There is a kind of the answer. There's some kind of humility, by the way, that traces back to the word meek, self subduing. And you're not going to want to hear this. I don't.
It turns out the problem's me and not the community.
And that's hard to hear. And that's why walking through the war zone is really hard.
So God's got a pound on you.
So the coin drops and you finally get it, and you let him have his way in your relational world, which means you will have to stop interpreting all spirituality through the lens of individualism.
Everything is about what God wants you to do and not what you to do in, with, and through others.
If you leave that piece out, James would tell you he didn't know what you have and the coins haven't dropped.
So let me. Let me just wrap this up for today. If you're sitting in here today and you say, pete, I have to tell you, I don't feel a strong urge to be in community.

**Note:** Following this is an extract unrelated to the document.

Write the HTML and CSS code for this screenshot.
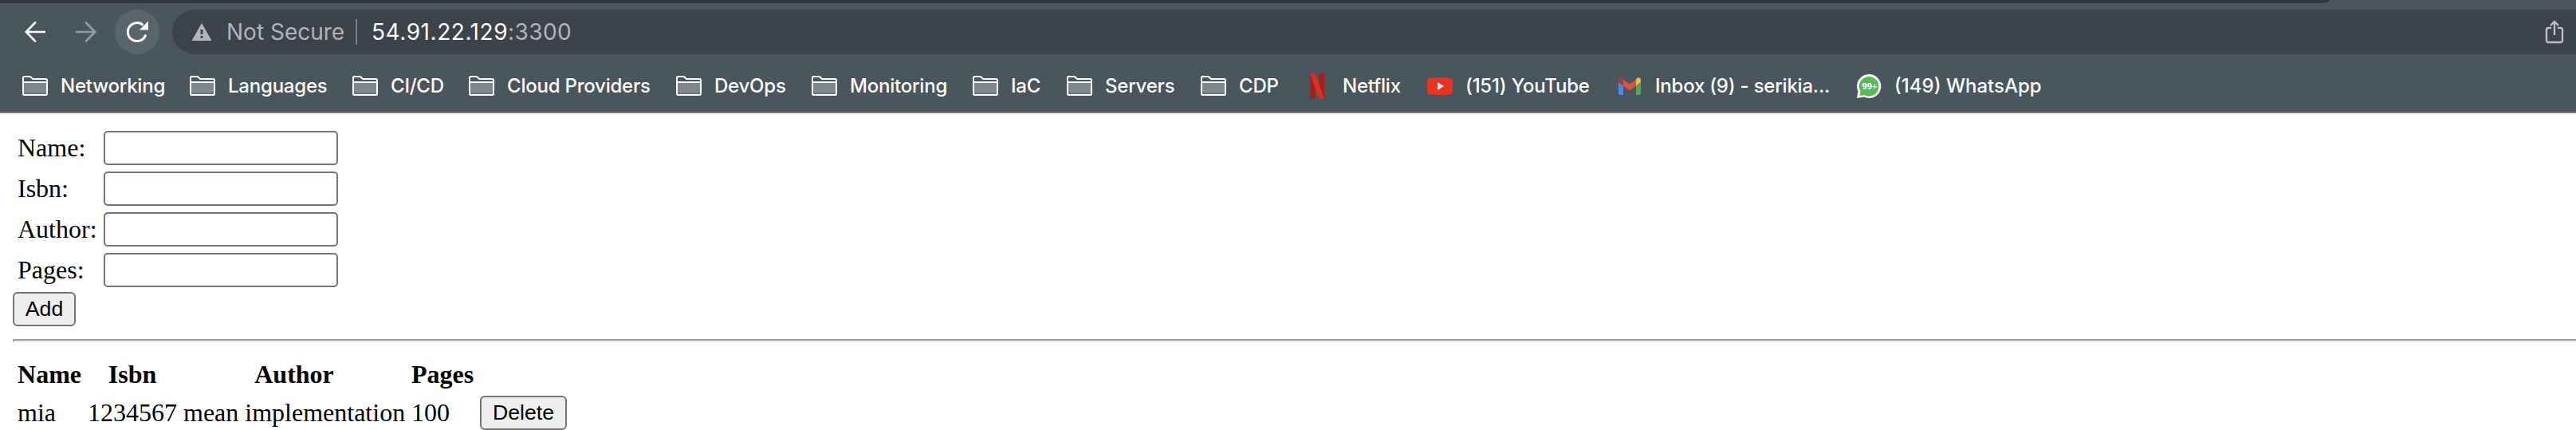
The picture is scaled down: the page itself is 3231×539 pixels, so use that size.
FILE: index.html
```html
<!DOCTYPE html>
<html lang="en">
<head>
<meta charset="utf-8">
<title>54.91.22.129:3300</title>
<link rel="stylesheet" href="styles.css">
</head>
<body>
<svg width="0" height="0" class="defs" aria-hidden="true">
  <symbol id="folder" viewBox="0 0 32 26">
    <path d="M1 8h30v14H1z" fill="#80888f"/>
    <path d="M1 21h30v3H1z" fill="#6f767f"/>
    <path d="M1 8h30M1 2.500q0-1.500 1.500-1.500H9q1 0 2 1l2 2h16.500q1.500 0 1.500 1.500v17q0 1.500-1.500 1.500h-27Q1 24 1 22.500z" fill="none" stroke="#fff" stroke-width="2"/>
  </symbol>
</svg>
<header class="chrome">
  <div class="tabstrip"></div>
  <div class="toolbar">
    <svg class="nav back" viewBox="0 0 26 26"><path d="M25 13H2M13 1.500 1.800 13 13 24.500" fill="none" stroke="#fff" stroke-width="2.700" stroke-linecap="round"/></svg>
    <svg class="nav forward" viewBox="0 0 26 26"><path d="M1 13h23M13 1.500 24.200 13 13 24.500" fill="none" stroke="#939aa0" stroke-width="2.700" stroke-linecap="round"/></svg>
    <span class="reload"><svg viewBox="0 0 28 28"><path d="M24.800 17.500A11.500 11.500 0 1 1 21.500 5.500" fill="none" stroke="#fff" stroke-width="3"/><path d="M28 .5V11.500H17z" fill="#fff"/></svg></span>
    <div class="omnibox">
      <svg class="warning" viewBox="0 0 26 22"><path fill-rule="evenodd" d="M13 0 25.500 22H.5zM11.500 8v6h3V8zM11.500 16v3h3v-3z" fill="#b3b7ba"/></svg>
      <span class="insecure">Not Secure</span>
      <span class="divider"></span>
      <span class="host">54.91.22.129</span><span class="port">:3300</span>
      <svg class="share" viewBox="0 0 24 30"><path d="M8 10H4.500Q2 10 2 12.500v13Q2 28 4.500 28h15q2.500 0 2.500-2.500v-13Q22 10 19.500 10H16M12 19V2M7 7l5-5 5 5" fill="none" stroke="#bdbdbd" stroke-width="2.400"/></svg>
    </div>
  </div>
  <nav class="bookmarks">
    <a class="b1"><svg class="folder"><use href="#folder"/></svg><span>Networking</span></a>
    <a class="b2"><svg class="folder"><use href="#folder"/></svg><span>Languages</span></a>
    <a class="b3"><svg class="folder"><use href="#folder"/></svg><span>CI/CD</span></a>
    <a class="b4"><svg class="folder"><use href="#folder"/></svg><span>Cloud Providers</span></a>
    <a class="b5"><svg class="folder"><use href="#folder"/></svg><span>DevOps</span></a>
    <a class="b6"><svg class="folder"><use href="#folder"/></svg><span>Monitoring</span></a>
    <a class="b7"><svg class="folder"><use href="#folder"/></svg><span>IaC</span></a>
    <a class="b8"><svg class="folder"><use href="#folder"/></svg><span>Servers</span></a>
    <a class="b9"><svg class="folder"><use href="#folder"/></svg><span>CDP</span></a>
    <a class="b10"><svg class="favicon" viewBox="0 0 32 32"><path d="M7 0h6.500v32H7zM18.500 0H25v32h-6.500z" fill="#a5211b"/><path d="M7 0h6.500L25 32h-6.500z" fill="#d93025"/></svg><span>Netflix</span></a>
    <a class="b11"><svg class="favicon" viewBox="0 0 32 32"><path d="M4 5.500Q16 4.500 28 5.500q4 .5 4 4.500v12q0 4-4 4.500-12 1-24 0Q0 26 0 22V10q0-4 4-4.500z" fill="#e93323"/><path d="M13 11.300v9.400l8-4.700z" fill="#fff"/></svg><span>(151) YouTube</span></a>
    <a class="b12"><svg class="favicon" viewBox="0 0 32 32"><path d="M2 11l6 4.500V27H4q-2 0-2-2z" fill="#4f86ec"/><path d="M30 11l-6 4.500V27h4q2 0 2-2z" fill="#58a55c"/><path d="M8 7.500l8 6 8-6v8l-8 6-8-6z" fill="#d95140"/><path d="M2 11V8.500C2 5 6 4 8 7.500v8z" fill="#b3362b"/><path d="M30 11V8.500C30 5 26 4 24 7.500v8z" fill="#f2bf42"/></svg><span>Inbox (9) - serikia...</span></a>
    <a class="b13"><svg class="favicon" viewBox="0 0 32 32"><path d="M16 1a15 15 0 1 1-6 28.600L1 31l1.500-8.500A15 15 0 0 1 16 1z" fill="#fff"/><path d="M16 4a12.300 12.300 0 1 1-5.500 23.200L4.500 28l1-5.500A12.300 12.300 0 0 1 16 4z" fill="#57bb55"/><text x="17" y="20" text-anchor="middle" class="count">99+</text></svg><span>(149) WhatsApp</span></a>
  </nav>
</header>
<main>
  <table class="form">
    <tr><td>Name:</td><td><input type="text"></td></tr>
    <tr><td>Isbn:</td><td><input type="text"></td></tr>
    <tr><td>Author:</td><td><input type="text"></td></tr>
    <tr><td>Pages:</td><td><input type="text"></td></tr>
  </table>
  <button class="add">Add</button>
  <hr>
  <table class="books">
    <colgroup><col class="c-name"><col class="c-isbn"><col class="c-author"><col class="c-pages"><col class="c-action"></colgroup>
    <tr><th>Name</th><th>Isbn</th><th>Author</th><th>Pages</th><th></th></tr>
    <tr><td>mia</td><td>1234567</td><td>mean implementation</td><td>100</td><td><button class="delete">Delete</button></td></tr>
  </table>
</main>
</body>
</html>
```
FILE: styles.css
```css
* { box-sizing: border-box; }
html, body { margin: 0; background: #fff; overflow: hidden; }
body { font: 32px/37px "Liberation Serif", "Times New Roman", serif; color: #000; }
.defs { display: block; position: absolute; }
.chrome { height: 142px; background: #49565e; border-bottom: 2px solid #737b82; font-family: Inter, sans-serif; color: #fff; }
.tabstrip { width: 2922px; height: 4px; background: #2e373b; border-bottom-right-radius: 12px 4px; }
.toolbar { display: flex; align-items: center; height: 72px; padding-left: 31px; }
.nav { flex: none; width: 26px; height: 26px; }
.forward { margin-left: 38px; }
.reload { display: flex; flex: none; align-items: center; justify-content: center; width: 56px; height: 56px; margin-left: 23px; border-radius: 50%; background: #59656d; }
.reload svg { width: 28px; height: 28px; }
.omnibox { display: flex; align-items: center; flex: 1; height: 56px; margin-left: 16px; padding: 0 15px 0 24px; border-radius: 28px 0 0 28px; background: #3c434a; font-size: 28px; line-height: 56px; white-space: nowrap; }
.warning { flex: none; width: 26px; height: 22px; }
.insecure { width: 162px; margin-left: 18px; color: #b1b4b7; }
.divider { width: 2px; height: 32px; background: #7d8286; margin-right: 18px; }
.host { letter-spacing: .55px; }
.port { letter-spacing: .4px; color: #b1b4b7; }
.share { flex: none; width: 24px; height: 30px; margin-left: auto; }
.bookmarks { display: flex; height: 64px; padding-left: 28px; font-size: 24px; font-weight: 500; line-height: 64px; letter-spacing: -.22px; white-space: nowrap; }
.bookmarks a { display: flex; align-items: center; flex: none; gap: 16px; }
.folder { width: 32px; height: 26px; }
.favicon { width: 32px; height: 32px; }
.count { font: bold 11px "Open Sans", sans-serif; letter-spacing: 0; fill: #fff; }
.b1 { width: 210px; }
.b2 { width: 204px; }
.b3 { width: 146px; }
.b4 { width: 260px; }
.b5 { width: 170px; }
.b6 { width: 202px; }
.b7 { width: 118px; }
.b8 { width: 168px; }
.b9 { width: 130px; }
.b10 { width: 154px; }
.b11 { width: 238px; }
.b12 { width: 300px; }
.b13 { letter-spacing: 0; }
main { padding: 16px; }
table { border-spacing: 4px; border-collapse: separate; }
td, th { padding: 2px; }
.form td:first-child { width: 104px; padding-bottom: 4px; }
.form td { height: 47px; line-height: 36px; }
input { display: block; width: 294px; height: 43px; padding: 0; border: 2px solid #767676; border-radius: 5px; background: #fff; }
button { display: block; height: 43px; padding: 0 0 2px; border: 2px solid #767676; border-radius: 6px; background: #efefef; color: #000; font: 26.667px/36px "Liberation Sans", Arial, sans-serif; }
.add { width: 79px; }
hr { width: calc(100% + 18px); height: 4px; margin: 16px 0; border: 2px solid; border-color: #9a9a9a #eee #eee #9a9a9a; }
.books { table-layout: fixed; width: 697px; }
.c-name { width: 84px; }
.c-isbn { width: 116px; }
.c-author { width: 282px; }
.c-pages { width: 82px; }
.c-action { width: 113px; }
.books td { white-space: nowrap; }
.delete { width: 109px; }
```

After everything you just said, I do not feel a strong urge to be in community. I get it.
That's something you have to deal with. You don't get to just go home and act like that doesn't matter. Your prayer ought to be God. You gotta help me have a passion for people that I do not have, for being close to people that I don't have.
You know, in a moment, we're gonna take communion, and not yet. So nobody panic yet. Just stay with me. But here's the thing. You cannot come to that table and decide that you only want to meet God at the table.
You got to stop coming to God and say, God, just give me what's mine, and that's all I need, and I'll go home and have the week I want to have. No, God's about to hand you something, and you have to take what he gives, not what you want.
Maybe you are in here today and you'll say, you know, I'm tired of just being inspired every week. You know, maybe a little kick in the pants, a little, hey, go out there and get them every week. You know, you leave here every week and it's just go out there and get them, and you're tired of that, and it's not working anymore. And maybe you're willing to say I need to change deeply. I'm not changing deeply.